I wove in the hotel room origin story. I added the consulting bridge — framing my interest in psychology through the lens of strategy work and decision-making. I started talking about the clown that turned me off magic as a child. I told the story of meeting Adam and founding Vulpine Creations. I let the audience see that I was genuinely fascinated by what was happening during the mentalism pieces, not just performing fascination.
Each addition was small. None of them required changing the effects themselves. The mechanics, the methods, the structure — those stayed the same. What changed was the person delivering them. Or rather, what changed was the audience’s ability to see the person delivering them.
The Innsbruck Return
I performed at the same corporate client in Innsbruck about a year later. Same venue, many of the same guests. The set was structurally similar but humanly different. The same effects, surrounded now by stories, observations, genuine moments of connection.
The difference in audience response was not subtle. It was dramatic. Not louder applause — actually, the applause was similar. But the quality of the response had changed entirely. People were warmer. They laughed more freely. They leaned forward during the mentalism pieces. Volunteers were more open, more playful, more willing to engage.
And afterward, at the reception, the conversations were different. People did not say “the magic was good.” They said “you were great.” They asked about my consulting work. They wanted to hear more about the magic company. They referenced specific stories I had told during the show. They knew me. Not as a friend knows you. But as an audience knows a performer they have connected with.
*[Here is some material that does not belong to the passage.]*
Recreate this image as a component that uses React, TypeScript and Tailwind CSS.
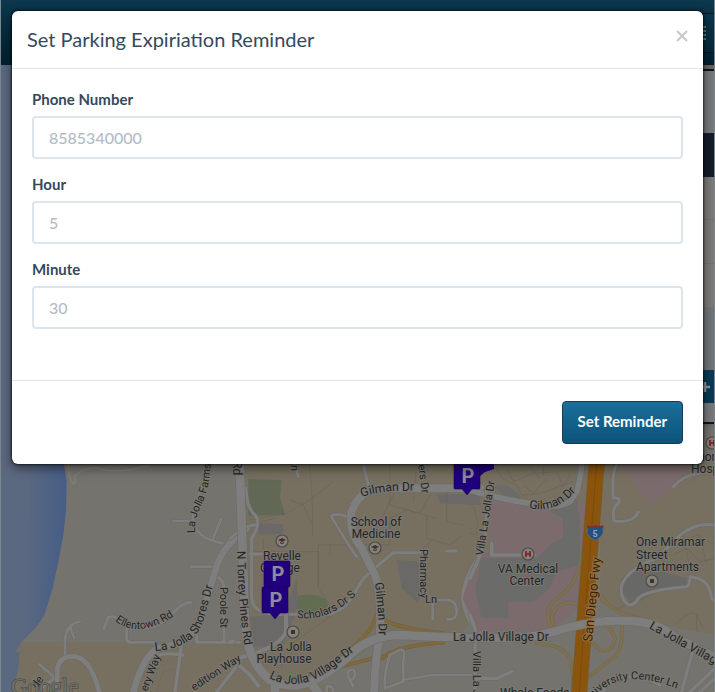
import type { ReactNode } from "react";

const LINE = "#6b6a65";
const ROAD = "#7e7e7e";

function Road({ d, w = 12, color = ROAD, edge = LINE }: { d: string; w?: number; color?: string; edge?: string }) {
  return (
    <g fill="none" strokeLinecap="round" strokeLinejoin="round">
      <path d={d} stroke={edge} strokeWidth={w + 3} />
      <path d={d} stroke={color} strokeWidth={w} />
    </g>
  );
}

function Curve({ id, d, size = 12, fill = "#242424", children }: { id: string; d: string; size?: number; fill?: string; children: ReactNode }) {
  return (
    <>
      <path id={id} d={d} fill="none" stroke="none" />
      <text fontSize={size} fill={fill}>
        <textPath href={"#" + id}>{children}</textPath>
      </text>
    </>
  );
}

function Pin({ x, y }: { x: number; y: number }) {
  return (
    <g transform={`translate(${x} ${y})`}>
      <path d="M1 0H25Q26 0 26 1V25Q26 26 25 26H18L13 32L8 26H1Q0 26 0 25V1Q0 0 1 0Z" fill="#21007d" stroke="#180060" strokeWidth="0.6" />
      <text x="14" y="20" textAnchor="middle" fontSize="20" fontWeight="700" fill="#8d8b9c" stroke="none">P</text>
    </g>
  );
}

function Spot({ x, y, kind }: { x: number; y: number; kind: "school" | "place" | "hospital" }) {
  return (
    <g transform={`translate(${x} ${y})`}>
      <circle r="6" fill="#84827f" stroke="#4d4c49" strokeWidth="1.2" />
      {kind === "school" && <path d="M-4 -1L0 -3L4 -1L0 1ZM-2 1V2Q0 4 2 2V1L0 2Z" fill="#4a3023" />}
      {kind === "place" && <rect x="-2" y="-2" width="4" height="4" fill="#4a3023" />}
      {kind === "hospital" && <path d="M-2 -3V3M2 -3V3M-2 0H2" stroke="#8b1518" strokeWidth="1.6" fill="none" />}
    </g>
  );
}

function CampusMap() {
  return (
    <svg className="absolute inset-0 h-full w-full" viewBox="0 65 715 627" preserveAspectRatio="xMinYMin slice" aria-label="Map of La Jolla" role="img">
      <defs>
        <linearGradient id="sea" x1="0" x2="1" y1="0.2" y2="0.5">
          <stop offset="0.5" stopColor="#5b6980" />
          <stop offset="1" stopColor="#485e87" />
        </linearGradient>
      </defs>
      <rect y="65" width="715" height="627" fill="#75736d" />
      <g transform="translate(0 455) scale(0.33333)">
        <path d="M0 -1170H192V30L200 80L198 170L190 240L175 320L158 400L133 480L110 515L65 560L48 590L60 590L55 640L40 711H0Z" fill="url(#sea)" />
        <path d="M65 562H740L780 600L870 690H1000V711H42L56 640L60 590L50 590Z" fill="#777060" />
        <path d="M735 0H1800V150L1350 560L1170 540L1000 650L860 690L750 590L730 300Z" fill="#777060" />
        <path d="M1800 0H2145V540L1880 490L1800 440Z" fill="#777060" />
      </g>

      {/* West coast */}
      <g transform="translate(0 455) scale(0.33333)">
        <path d="M205 30Q205 70 220 85Q232 80 222 66Q240 42 285 38Q350 60 450 30" stroke="#7f7d78" strokeWidth="5" fill="none" />
        <Road d="M622 0C625 90 578 130 578 195Q585 250 670 265M520 198H575M663 192L640 250M572 335H642" w={8} />
        <Road d="M312 520L325 487Q345 480 362 500Q440 540 490 500L530 463Q550 445 572 442M380 520V555L388 562H460M590 540V562H720M640 362Q672 368 672 400V560" w={9} />
        <Road d="M195 600V555Q200 505 240 500M210 515L223 550M118 628L165 668M165 668L125 700" w={8} />
        <Road d="M172 711V650Q172 605 218 604Q270 604 298 711" w={14} />
        <Road d="M545 565L525 711M450 610Q480 590 548 600M720 620L650 711M720 560" w={10} />
        <path d="M465 670Q470 620 530 618M470 711L490 650L525 640M485 630L515 665" stroke={LINE} strokeWidth="2" fill="none" />
        <Road d="M400 711Q430 600 475 580Q570 565 600 500L645 350Q660 280 740 220" w={20} />
      </g>

      {/* Campus */}
      <g transform="translate(230 455) scale(0.33333)">
        <path d="M55 72L155 75L150 130L165 180L55 182Z" fill="#626856" />
        <path d="M190 455L205 422Q260 412 290 435L298 470L235 478Z" fill="#626c50" />
        <path d="M85 205L160 208L158 238H85ZM60 485L160 480L200 370L205 450L160 570L70 575ZM500 315L575 320L590 410L560 440L515 400ZM620 118H750V150L630 145Z" fill="#6a6967" />
        <path d="M60 195L170 175L240 135L310 80M180 135L220 150L245 205M240 30L248 160V245M90 200L140 190M265 270H380M265 270V400L300 450M300 300V270M60 290H265V390M100 250V390M400 270H480V190L530 165L620 190M590 180V250L660 270L700 240M610 250L570 290M480 30V150L570 175L600 120M650 110V200L700 210M180 570L250 520L345 455M155 570V640M130 600L75 640M560 30L550 140M500 100L450 200" stroke="#69645a" strokeWidth="2" fill="none" />
        <Road d="M48 100Q50 160 75 180Q95 205 65 250V430Q70 480 150 478H300Q350 460 370 420L400 370L440 335L490 293H570M650 288H678M0 250L45 215L75 210M60 297H95" w={9} />
        <Road d="M195 30L205 65M400 30L415 90" w={9} />
        <Road d="M380 305Q365 285 350 260L305 187Q300 178 325 178L355 185" w={8} />
        <Road d="M608 435H650Q680 435 680 470Q680 495 652 493M608 435V493" w={8} />
        <Road d="M168 470V530Q150 580 20 610M20 625L60 660L85 692M0 562L10 560" w={12} />
        <Road d="M440 480Q420 550 310 620L240 665M450 490Q500 520 640 535M455 610Q500 570 640 563M310 640L450 605" w={9} color="#81683b" edge="#70603f" />
        <Road d="M500 590Q530 570 520 620V680L465 700Q460 660 480 600ZM515 675L610 660H750M370 695L355 665Q350 640 370 645Q385 660 360 680M290 711V695Q310 690 310 711" w={8} />
        <Road d="M750 300Q700 380 700 430Q710 500 750 530M735 540V711" w={14} />
        <Road d="M750 100H460Q390 100 365 170Q355 230 395 280L430 350Q455 400 450 540Q435 610 432 720" w={24} />
        <Road d="M28 0L45 500Q50 620 120 675Q180 705 240 680Q310 650 370 590Q430 540 510 540Q630 548 750 548M135 680V720M240 680L270 720" w={26} />
      </g>

      {/* Medical center and freeway */}
      <g transform="translate(470 455) scale(0.33333)">
        <path d="M60 115L175 150L260 140H350L330 450L250 530H20L-22 430L20 300L60 290Z" fill="#7b6b6c" />
        <path d="M455 30H660L625 90L540 148L500 95Z" fill="#7b6b6c" />
        <path d="M35 310H205L245 265L280 250V190L240 170L315 105L330 200V330L260 350L240 400L190 440H115V490H35L15 400ZM70 95L110 90L155 125L130 140Z" fill="#6b6b69" />
        <path d="M455 370Q510 315 580 350L650 370V400L560 410L490 450L455 410Z" fill="#686866" />
        <path d="M75 30Q90 80 140 90L155 120Q220 120 250 100L310 80M110 40L130 80L190 55L260 50L280 95L300 60M160 90L190 115L230 70M220 30V60M180 35L210 70M0 140Q30 180 20 240L0 235M600 270L640 260L680 240L735 270M610 300L650 280L690 320L735 310M640 240L660 340M690 240L710 330M620 505Q660 460 680 480L700 520M680 480V530M440 465L480 440M475 410L490 395" stroke="#68645b" strokeWidth="2" fill="none" />
        <Road d="M335 30Q330 80 320 110L300 140Q250 165 180 145Q80 130 0 105" w={17} />
        <Road d="M50 110V200Q45 280 0 370M0 480L15 520V711M15 550V711M65 300H195M65 300V265M15 670H80L125 650" w={11} />
        <Road d="M440 30Q425 50 430 130Q455 125 445 145Q425 155 432 198Q490 205 505 172M610 95Q640 60 690 55L735 30" w={9} />
        <Road d="M735 210Q670 200 620 250L560 310Q475 340 455 390Q450 430 470 445Q485 460 505 430Q530 405 650 395Q660 390 660 365Q720 370 725 430L735 440" w={9} />
        <Road d="M335 300Q325 390 260 430Q225 460 235 495Q260 560 285 520Q340 510 325 450Q290 430 260 460Q225 500 275 530M390 420Q430 480 510 490M380 510Q420 500 435 550Q430 595 390 585L355 550M455 500Q460 570 440 600L350 670M200 565Q280 570 300 610Q310 650 310 711" w={7} color="#80704c" edge="#6f6753" />
        <path d="M382 0L327 720" stroke="#745b2c" strokeWidth="48" fill="none" />
        <path d="M382 0L327 720" stroke="#8b540c" strokeWidth="42" fill="none" />
        <path d="M382 0L327 720" stroke="#7b4a0b" strokeWidth="3" fill="none" />
        <Road d="M670 580L635 711M735 640L660 711M735 670L690 711M570 690Q480 640 410 690L400 711" w={10} />
        <Road d="M-20 549H130Q200 545 250 530Q380 490 480 498Q560 500 620 550L740 610" w={25} />
        <path d="M352 212Q363 217 376 212Q389 217 400 212L399 235Q391 250 376 257Q359 250 351 235Z" fill="#254f82" stroke="#77736f" strokeWidth="2" />
        <path d="M352 210Q363 215 376 210Q389 215 400 210V219H351Z" fill="#7b3034" />
      </g>

      <g fontFamily='Roboto, "Liberation Sans", sans-serif' fill="#242424" stroke="#7b7973" strokeWidth="2" strokeLinejoin="round" paintOrder="stroke">
        <Curve id="farms" d="M195 533Q194 520 201 506Q212 485 212 440" size={11}>La Jolla Farms Rd</Curve>
        <Curve id="ellen" d="M115 621Q139 640 177 614" size={11}>Ellentown Rd</Curve>
        <Curve id="shores" d="M155 651Q197 648 204 618L216 575">La Jolla Shores Dr</Curve>
        <text transform="translate(220 587) rotate(90)" fontSize="11">Poole St</text>
        <text transform="translate(147 692) rotate(-69)" fontSize="11">ery Way</text>
        <text transform="translate(194 691) rotate(-33)" fontSize="11">edition Way</text>
        <text transform="translate(37 689) rotate(-55)" fontSize="11">de</text>
        <Curve id="torrey" d="M237 551Q238 610 246 655">N Torrey Pines Rd</Curve>
        <text transform="translate(233 461) rotate(90)" fontSize="12">Rd</text>
        <text transform="translate(291 459) rotate(90)" fontSize="11">Ln</text>
        <Curve id="gilmanw" d="M362 497Q383 489 420 491">Gilman Dr</Curve>
        <Curve id="gilmans" d="M375 583Q378 605 379 640">Gilman Dr</Curve>
        <Curve id="gilmane" d="M529 508Q560 515 582 483">Gilman Dr</Curve>
        <text transform="translate(418 465) rotate(82)" fontSize="11">ers Dr</text>
        <text transform="translate(420 549) rotate(90)" fontSize="11">Pharmacy</text>
        <text x="425" y="603" fontSize="11">Ln</text>
        <Curve id="scholars" d="M297 618Q331 622 359 592" size={11}>Scholars Dr S</Curve>
        <Curve id="village1" d="M269 678Q299 693 330 670L365 643">La Jolla Village Dr</Curve>
        <text x="453" y="641" fontSize="12">La Jolla Village Dr</text>
        <Curve id="village2" d="M649 628Q675 643 745 681">La Jolla Village Dr</Curve>
        <text transform="translate(483 556) rotate(-81)" fontSize="11">Villa La Jolla Dr</text>
        <text transform="translate(473 651) rotate(90)" fontSize="11">Villa La J</text>
        <text transform="translate(592 642) rotate(-84)" fontSize="13" fill="#35220a" stroke="#957140">San Diego Fwy</text>
        <Curve id="univ" d="M589 704Q617 662 682 691" size={11}>University Center Ln</Curve>
        <text x="500" y="697" fontSize="12">Whole Foods</text>
        <text x="11" y="694" fontSize="23" fontFamily='"Liberation Serif", serif' fill="#70706a" stroke="#44443f" strokeWidth="1">Google</text>

        <g fontSize="12" textAnchor="middle">
          <text x="376" y="526">School of</text>
          <text x="376" y="538">Medicine</text>
          <text x="282" y="560">Revelle</text>
          <text x="280" y="572">College</text>
          <text x="291" y="651">La Jolla</text>
          <text x="284" y="663">Playhouse</text>
          <text x="528" y="573">VA Medical</text>
          <text x="527" y="585">Center</text>
        </g>
        <g fontSize="12">
          <text x="636" y="546">One Miramar</text>
          <text x="636" y="559">Street</text>
          <text x="636" y="571">Apartments</text>
          <text x="691" y="461">Thornton</text>
          <text x="691" y="473">Hospital</text>
        </g>
        <text x="595" y="537" textAnchor="middle" fontSize="9" fontWeight="700" fill="#9ba4b0" stroke="none">5</text>
      </g>

      <Spot x={282} y={541} kind="school" />
      <Spot x={375} y={548} kind="school" />
      <Spot x={293} y={632} kind="place" />
      <Spot x={652} y={581} kind="place" />
      <Spot x={528} y={554} kind="hospital" />
      <Spot x={712} y={443} kind="hospital" />
      <g fontFamily='Roboto, "Liberation Sans", sans-serif'>
        <path d="M478 455H494V469L485 472L480 476Z" fill="#21007d" />
        <Pin x={454} y={463} />
        <Pin x={264} y={561} />
        <Pin x={262} y={587} />
      </g>
    </svg>
  );
}

function Field({ id, label, placeholder }: { id: string; label: string; placeholder: string }) {
  return (
    <div className="flex flex-col gap-[7px]">
      <label htmlFor={id} className="text-[15px] leading-5 font-bold text-[#34495e]">{label}</label>
      <input id={id} type="text" placeholder={placeholder} className="h-[43px] w-full rounded border-2 border-[#dce4ec] bg-white px-[15px] text-base text-[#34495e] outline-none placeholder:font-medium placeholder:text-[#b2bcc5]" />
    </div>
  );
}

export default function App() {
  return (
    <div className='relative flex min-h-screen flex-col overflow-hidden font-[Lato,"Open_Sans",sans-serif]'>
      <header className="flex h-[65px] items-center justify-end bg-linear-to-b from-[#0c384e] to-[#02202f]">
        <button type="button" aria-label="Toggle navigation" className="flex h-10 w-12 flex-col items-end justify-center gap-0.5 border border-[#03151f] bg-linear-to-b from-[#0b354b] to-[#05293c] pr-2">
          <span className="h-0.5 w-5 bg-[#66777f]" />
          <span className="h-0.5 w-5 bg-[#66777f]" />
          <span className="h-0.5 w-5 bg-[#66777f]" />
          <span className="h-0.5 w-5 bg-[#66777f]" />
        </button>
      </header>

      <main className="relative flex-1">
        <CampusMap />
        <aside className="relative ml-auto w-48 border-t-4 border-[#6b6561] shadow-md">
          <div className="border-y-2 border-[#10151a]">
            <div className="h-[62px] bg-[#77797b]" />
            <div className="h-11 bg-[#141c29]" />
            <div className="h-[43px] border-b border-[#737170] bg-[#7d7b7a]" />
            <div className="h-11 border-b border-[#737170] bg-[#7d7b7a]" />
            <div className="h-[43px] bg-[#7d7b7a]" />
            <div className="h-[63px] bg-[#727577]" />
            <button type="button" aria-label="Add" className="flex h-[33px] w-full items-center justify-end bg-[#0a3a55] pr-1">
              <svg className="size-3" viewBox="0 0 12 12" aria-hidden="true">
                <path d="M6 1V11M1 6H11" stroke="#8b979f" strokeWidth="2.5" />
              </svg>
            </button>
            <div className="h-[19px] bg-[#79797d]" />
          </div>
        </aside>
      </main>

      <div className="absolute inset-0 border-x border-[#7c8790] px-[11px] pt-[11px]">
        <section role="dialog" aria-labelledby="reminder-title" className="rounded-md bg-white shadow-[0_0_2px_1px_rgba(0,0,0,0.55),0_4px_12px_rgba(0,0,0,0.5)]">
          <div className="flex h-[58px] items-start justify-between border-b border-[#e5e5e5] px-[15px] pt-3.5">
            <h1 id="reminder-title" className="text-xl leading-7 text-[#34495e]">Set Parking Expiriation Reminder</h1>
            <button type="button" aria-label="Close" className="flex h-[22px] items-center">
              <svg className="size-3" viewBox="0 0 12 12" aria-hidden="true">
                <path d="M1 1L11 11M11 1L1 11" stroke="#c8c8c8" strokeWidth="2" />
              </svg>
            </button>
          </div>
          <form onSubmit={(e) => e.preventDefault()}>
            <div className="flex flex-col gap-[15px] px-5 pt-5 pb-[51px]">
              <Field id="phone" label="Phone Number" placeholder="8585340000" />
              <Field id="hour" label="Hour" placeholder="5" />
              <Field id="minute" label="Minute" placeholder="30" />
            </div>
            <div className="flex justify-end border-t border-[#e5e5e5] px-5 pt-5 pb-5">
              <button type="submit" className="h-[43px] rounded border border-[#1c3a50] bg-linear-to-b from-[#1a6f9c] to-[#0c5378] px-[15px] pb-0.5 text-[15px] font-bold text-white">Set Reminder</button>
            </div>
          </form>
        </section>
      </div>
    </div>
  );
}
One person said: “You are much better than whoever they had last year.” I smiled and did not tell her it was the same person. Because in a meaningful sense, it was not.
The Pillar Two Summary
This series has covered a lot of ground. Thirteen posts, from the smile trick to the Maven paradox. But every post has been circling the same central truth, and I want to state it as plainly as I can before we move on.
The audience does not come to see magic. They come to see a person doing magic. And if you do not let them see the person, you have failed at the most fundamental level of performance.
Technique without humanity is a puzzle. The audience solves it, files it away, and moves on.
Technique with humanity is an experience. The audience connects with it, remembers it, talks about it, and wants more.
Everything in Pillar Two — every technique, every principle, every story in these posts — is about moving from the first to the second. From puzzle to experience. From blank slate to known quantity. From anonymous performer to specific, identifiable, memorable human being.
It is not optional. It is not a nice addition to otherwise good technique. It is the foundation upon which technique stands. Without it, the best effects in the world land on empty ground.
Looking Forward
We are done with Pillar Two. And honestly, I could write another thirteen posts about it, because it is the pillar I struggle with most. My default is still technique. My comfort zone is still competence. The consulting brain still wants to impress rather than connect, and I have to consciously override it every time I step in front of an audience.
But the next pillar — Pillar Three — addresses something equally important and, in some ways, even more neglected. If Pillar Two is about letting the audience see who you are, Pillar Three is about showing them why what you do matters.
Because even if they know you, even if they like you, even if they are fully connected to the person on stage — you still need to show them why the magic is extraordinary. Why this moment is special. Why what just happened should take their breath away.
Most performers assume the magic speaks for itself. It does not. And explaining why is the work of the next several posts.
But for now: if they do not know you by the end, you failed. Memorize that. Because it changed everything for me.